COLLECTED DATA
■ ■ ■

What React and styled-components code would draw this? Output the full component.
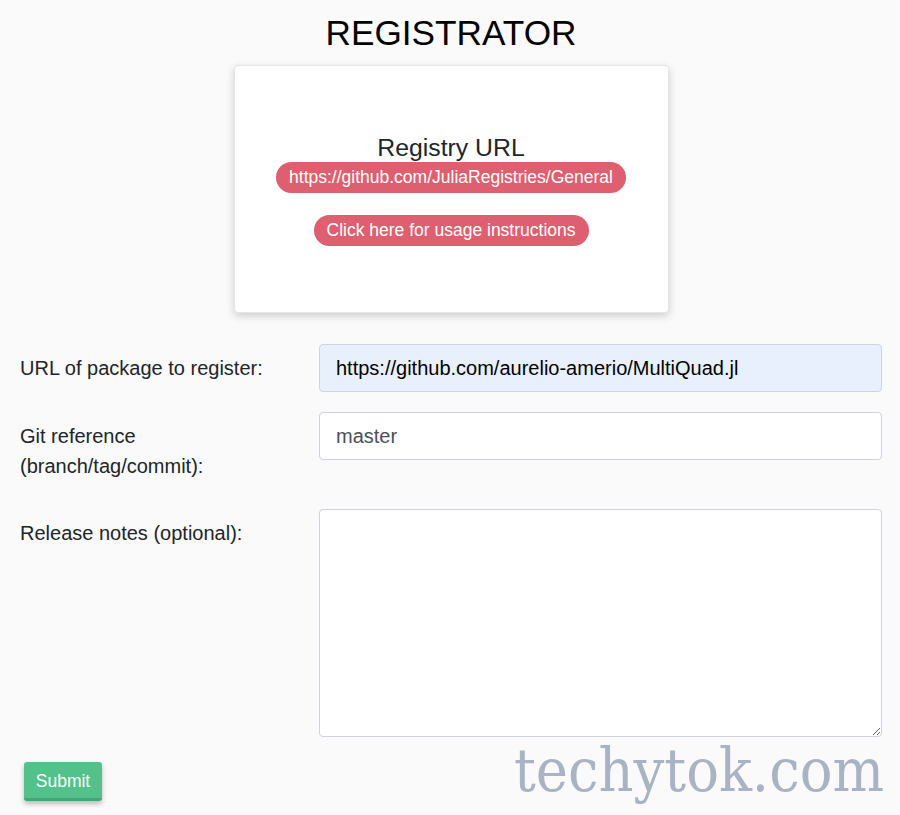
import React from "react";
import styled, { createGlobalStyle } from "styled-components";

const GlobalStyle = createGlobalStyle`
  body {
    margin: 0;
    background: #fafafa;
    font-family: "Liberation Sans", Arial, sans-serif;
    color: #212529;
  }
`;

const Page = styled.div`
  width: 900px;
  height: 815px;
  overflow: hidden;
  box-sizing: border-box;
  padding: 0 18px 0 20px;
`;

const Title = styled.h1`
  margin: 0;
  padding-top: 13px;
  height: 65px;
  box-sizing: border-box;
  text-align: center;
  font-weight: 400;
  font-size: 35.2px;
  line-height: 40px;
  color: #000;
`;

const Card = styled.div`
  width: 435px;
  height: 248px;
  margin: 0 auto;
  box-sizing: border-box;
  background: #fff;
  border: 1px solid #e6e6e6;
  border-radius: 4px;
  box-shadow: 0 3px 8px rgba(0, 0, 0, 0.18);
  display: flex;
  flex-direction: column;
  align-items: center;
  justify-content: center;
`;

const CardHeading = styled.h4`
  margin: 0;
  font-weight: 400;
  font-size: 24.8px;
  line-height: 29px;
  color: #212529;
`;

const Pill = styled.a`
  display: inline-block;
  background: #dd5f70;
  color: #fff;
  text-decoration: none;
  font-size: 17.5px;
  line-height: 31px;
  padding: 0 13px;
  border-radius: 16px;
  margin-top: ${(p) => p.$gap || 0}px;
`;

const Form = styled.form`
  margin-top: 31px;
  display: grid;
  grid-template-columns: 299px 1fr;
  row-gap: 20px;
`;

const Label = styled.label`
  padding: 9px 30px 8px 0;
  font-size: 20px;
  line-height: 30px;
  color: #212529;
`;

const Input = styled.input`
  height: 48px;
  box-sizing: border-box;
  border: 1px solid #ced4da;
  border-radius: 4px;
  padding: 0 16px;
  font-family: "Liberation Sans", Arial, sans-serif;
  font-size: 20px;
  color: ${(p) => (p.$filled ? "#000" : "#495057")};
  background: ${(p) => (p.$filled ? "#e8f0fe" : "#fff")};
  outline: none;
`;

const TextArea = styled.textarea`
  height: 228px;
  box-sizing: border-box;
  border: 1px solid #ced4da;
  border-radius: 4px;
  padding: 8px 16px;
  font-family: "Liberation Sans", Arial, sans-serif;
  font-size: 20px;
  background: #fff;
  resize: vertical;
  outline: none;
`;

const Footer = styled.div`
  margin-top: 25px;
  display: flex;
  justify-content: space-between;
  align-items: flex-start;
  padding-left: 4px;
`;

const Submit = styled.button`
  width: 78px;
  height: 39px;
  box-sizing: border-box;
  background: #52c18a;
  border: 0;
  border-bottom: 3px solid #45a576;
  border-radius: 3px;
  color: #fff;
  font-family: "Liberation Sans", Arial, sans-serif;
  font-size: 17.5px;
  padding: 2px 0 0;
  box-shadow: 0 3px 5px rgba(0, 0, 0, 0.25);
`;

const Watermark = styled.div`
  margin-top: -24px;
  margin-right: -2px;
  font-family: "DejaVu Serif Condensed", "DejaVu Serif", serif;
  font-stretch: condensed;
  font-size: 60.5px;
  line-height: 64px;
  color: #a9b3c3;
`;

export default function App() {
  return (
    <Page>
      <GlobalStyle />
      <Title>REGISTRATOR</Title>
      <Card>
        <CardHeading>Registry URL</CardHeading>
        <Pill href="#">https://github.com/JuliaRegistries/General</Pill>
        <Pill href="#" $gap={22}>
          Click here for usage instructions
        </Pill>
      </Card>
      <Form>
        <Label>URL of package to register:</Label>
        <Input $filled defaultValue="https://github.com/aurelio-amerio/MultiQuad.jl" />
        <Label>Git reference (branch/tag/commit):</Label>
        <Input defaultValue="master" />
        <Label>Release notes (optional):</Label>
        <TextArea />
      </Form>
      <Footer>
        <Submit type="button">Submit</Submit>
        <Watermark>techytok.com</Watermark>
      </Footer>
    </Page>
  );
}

■ ■ ■

WORK REQUIRED
State how many lines hold the word "components". The number is the whole answer.

EXERCISE ANSWER
2